▸ **Task to complete**:
Go through the data below and gather each line containing "styles".

▸ **Material for this task**:
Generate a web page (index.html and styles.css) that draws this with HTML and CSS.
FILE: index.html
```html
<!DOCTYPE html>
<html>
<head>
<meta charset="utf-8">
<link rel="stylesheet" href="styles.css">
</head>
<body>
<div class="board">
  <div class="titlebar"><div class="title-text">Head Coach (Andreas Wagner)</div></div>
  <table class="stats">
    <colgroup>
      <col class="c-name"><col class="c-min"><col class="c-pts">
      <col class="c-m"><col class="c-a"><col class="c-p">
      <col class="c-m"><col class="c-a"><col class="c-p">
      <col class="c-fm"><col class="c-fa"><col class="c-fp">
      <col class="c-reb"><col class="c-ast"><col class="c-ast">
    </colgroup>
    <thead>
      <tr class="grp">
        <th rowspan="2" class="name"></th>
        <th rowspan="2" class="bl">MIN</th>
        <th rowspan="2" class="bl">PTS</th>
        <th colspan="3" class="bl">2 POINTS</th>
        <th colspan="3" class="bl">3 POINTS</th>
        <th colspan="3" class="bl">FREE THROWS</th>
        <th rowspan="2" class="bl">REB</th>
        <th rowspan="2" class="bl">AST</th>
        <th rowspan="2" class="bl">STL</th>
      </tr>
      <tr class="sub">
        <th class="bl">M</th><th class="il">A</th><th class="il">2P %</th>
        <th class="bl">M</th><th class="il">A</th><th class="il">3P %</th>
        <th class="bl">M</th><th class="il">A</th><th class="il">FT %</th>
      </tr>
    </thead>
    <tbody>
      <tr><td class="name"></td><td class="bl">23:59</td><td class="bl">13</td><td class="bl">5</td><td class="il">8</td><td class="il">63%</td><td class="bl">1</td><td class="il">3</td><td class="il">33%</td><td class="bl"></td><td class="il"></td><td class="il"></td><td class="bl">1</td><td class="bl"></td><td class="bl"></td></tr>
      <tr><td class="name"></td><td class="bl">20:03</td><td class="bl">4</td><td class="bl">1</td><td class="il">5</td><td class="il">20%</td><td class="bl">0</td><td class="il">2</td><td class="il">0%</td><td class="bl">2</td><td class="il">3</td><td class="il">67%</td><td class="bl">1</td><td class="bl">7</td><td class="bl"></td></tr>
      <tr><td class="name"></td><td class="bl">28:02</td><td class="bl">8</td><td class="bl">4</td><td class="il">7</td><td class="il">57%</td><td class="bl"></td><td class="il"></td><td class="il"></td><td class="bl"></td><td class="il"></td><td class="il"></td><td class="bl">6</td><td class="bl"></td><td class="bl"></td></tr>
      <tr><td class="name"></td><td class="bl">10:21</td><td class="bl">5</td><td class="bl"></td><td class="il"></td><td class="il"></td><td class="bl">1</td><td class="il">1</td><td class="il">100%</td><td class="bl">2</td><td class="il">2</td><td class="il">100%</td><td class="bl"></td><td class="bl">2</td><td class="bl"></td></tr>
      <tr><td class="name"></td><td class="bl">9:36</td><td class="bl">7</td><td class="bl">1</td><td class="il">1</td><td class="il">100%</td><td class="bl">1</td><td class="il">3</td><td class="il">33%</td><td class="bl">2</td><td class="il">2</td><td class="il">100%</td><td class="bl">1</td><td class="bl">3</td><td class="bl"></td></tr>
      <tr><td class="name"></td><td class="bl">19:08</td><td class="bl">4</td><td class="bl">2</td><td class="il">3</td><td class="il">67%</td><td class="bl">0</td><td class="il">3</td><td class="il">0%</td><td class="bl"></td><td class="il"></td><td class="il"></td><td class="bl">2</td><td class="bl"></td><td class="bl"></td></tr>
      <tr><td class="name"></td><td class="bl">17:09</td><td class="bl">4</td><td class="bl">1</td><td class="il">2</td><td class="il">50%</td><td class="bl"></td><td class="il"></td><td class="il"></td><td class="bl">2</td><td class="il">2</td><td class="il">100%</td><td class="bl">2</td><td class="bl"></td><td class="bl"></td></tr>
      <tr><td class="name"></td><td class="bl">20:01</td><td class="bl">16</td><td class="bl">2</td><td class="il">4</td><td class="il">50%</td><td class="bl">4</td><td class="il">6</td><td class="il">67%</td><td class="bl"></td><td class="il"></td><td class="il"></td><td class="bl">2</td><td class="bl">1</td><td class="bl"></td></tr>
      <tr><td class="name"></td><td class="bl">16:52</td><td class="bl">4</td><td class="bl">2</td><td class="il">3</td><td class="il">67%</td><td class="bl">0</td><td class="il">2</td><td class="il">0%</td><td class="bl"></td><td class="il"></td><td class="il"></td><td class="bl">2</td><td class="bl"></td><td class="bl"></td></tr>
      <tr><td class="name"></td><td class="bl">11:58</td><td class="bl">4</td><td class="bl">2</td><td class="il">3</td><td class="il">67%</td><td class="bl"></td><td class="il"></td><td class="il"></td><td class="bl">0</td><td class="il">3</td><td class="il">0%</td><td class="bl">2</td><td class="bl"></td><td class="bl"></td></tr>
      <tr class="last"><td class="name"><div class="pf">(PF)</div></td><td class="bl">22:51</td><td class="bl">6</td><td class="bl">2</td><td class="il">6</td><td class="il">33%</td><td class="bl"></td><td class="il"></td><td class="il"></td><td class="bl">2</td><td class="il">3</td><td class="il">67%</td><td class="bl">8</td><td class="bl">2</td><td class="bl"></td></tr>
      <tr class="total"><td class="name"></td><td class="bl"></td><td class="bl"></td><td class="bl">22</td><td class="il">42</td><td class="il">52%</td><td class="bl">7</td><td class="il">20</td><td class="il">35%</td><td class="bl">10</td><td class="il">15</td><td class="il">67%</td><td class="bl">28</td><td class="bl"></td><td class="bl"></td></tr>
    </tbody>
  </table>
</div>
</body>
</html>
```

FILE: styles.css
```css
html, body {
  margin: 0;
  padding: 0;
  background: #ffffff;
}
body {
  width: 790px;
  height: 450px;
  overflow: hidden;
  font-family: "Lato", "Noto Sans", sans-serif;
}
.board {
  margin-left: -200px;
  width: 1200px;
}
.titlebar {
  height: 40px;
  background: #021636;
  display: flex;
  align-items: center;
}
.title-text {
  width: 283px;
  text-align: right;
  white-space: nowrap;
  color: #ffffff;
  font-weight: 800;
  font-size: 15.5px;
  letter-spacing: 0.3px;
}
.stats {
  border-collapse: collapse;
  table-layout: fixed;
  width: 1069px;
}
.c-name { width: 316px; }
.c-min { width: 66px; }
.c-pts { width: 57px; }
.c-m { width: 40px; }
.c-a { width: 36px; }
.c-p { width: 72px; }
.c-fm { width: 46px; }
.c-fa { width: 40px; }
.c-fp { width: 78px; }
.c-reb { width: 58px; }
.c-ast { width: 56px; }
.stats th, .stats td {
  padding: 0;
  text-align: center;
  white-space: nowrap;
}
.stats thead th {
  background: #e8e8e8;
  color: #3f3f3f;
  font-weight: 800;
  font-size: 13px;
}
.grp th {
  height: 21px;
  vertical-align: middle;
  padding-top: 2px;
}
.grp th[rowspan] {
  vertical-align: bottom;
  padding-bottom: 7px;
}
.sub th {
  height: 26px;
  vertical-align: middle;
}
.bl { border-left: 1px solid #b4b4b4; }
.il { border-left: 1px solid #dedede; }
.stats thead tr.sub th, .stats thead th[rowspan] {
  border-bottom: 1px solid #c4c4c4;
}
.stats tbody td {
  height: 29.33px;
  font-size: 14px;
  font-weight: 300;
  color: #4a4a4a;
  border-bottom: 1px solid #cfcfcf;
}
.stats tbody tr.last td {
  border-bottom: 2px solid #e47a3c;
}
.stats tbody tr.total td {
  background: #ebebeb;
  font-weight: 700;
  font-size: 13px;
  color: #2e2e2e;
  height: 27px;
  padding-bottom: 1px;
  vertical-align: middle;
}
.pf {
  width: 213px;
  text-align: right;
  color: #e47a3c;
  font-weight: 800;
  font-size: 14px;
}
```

...

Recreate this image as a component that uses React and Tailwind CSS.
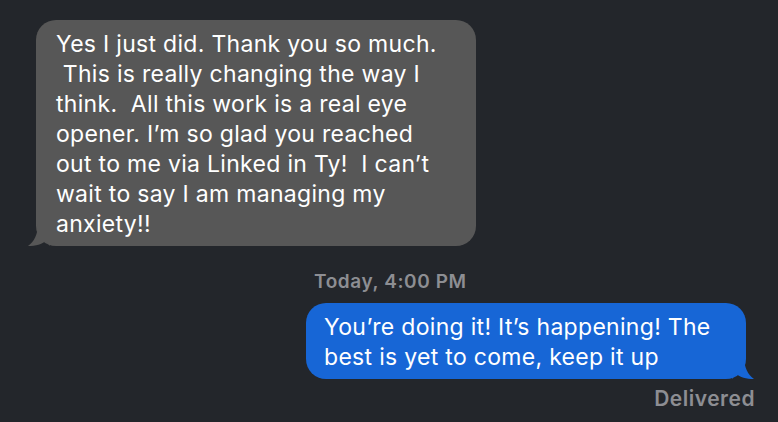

▸ **Output**:
Generate a web page (index.html and styles.css) that draws this with HTML and CSS.
<link rel="stylesheet" href="styles.css">
FILE: styles.css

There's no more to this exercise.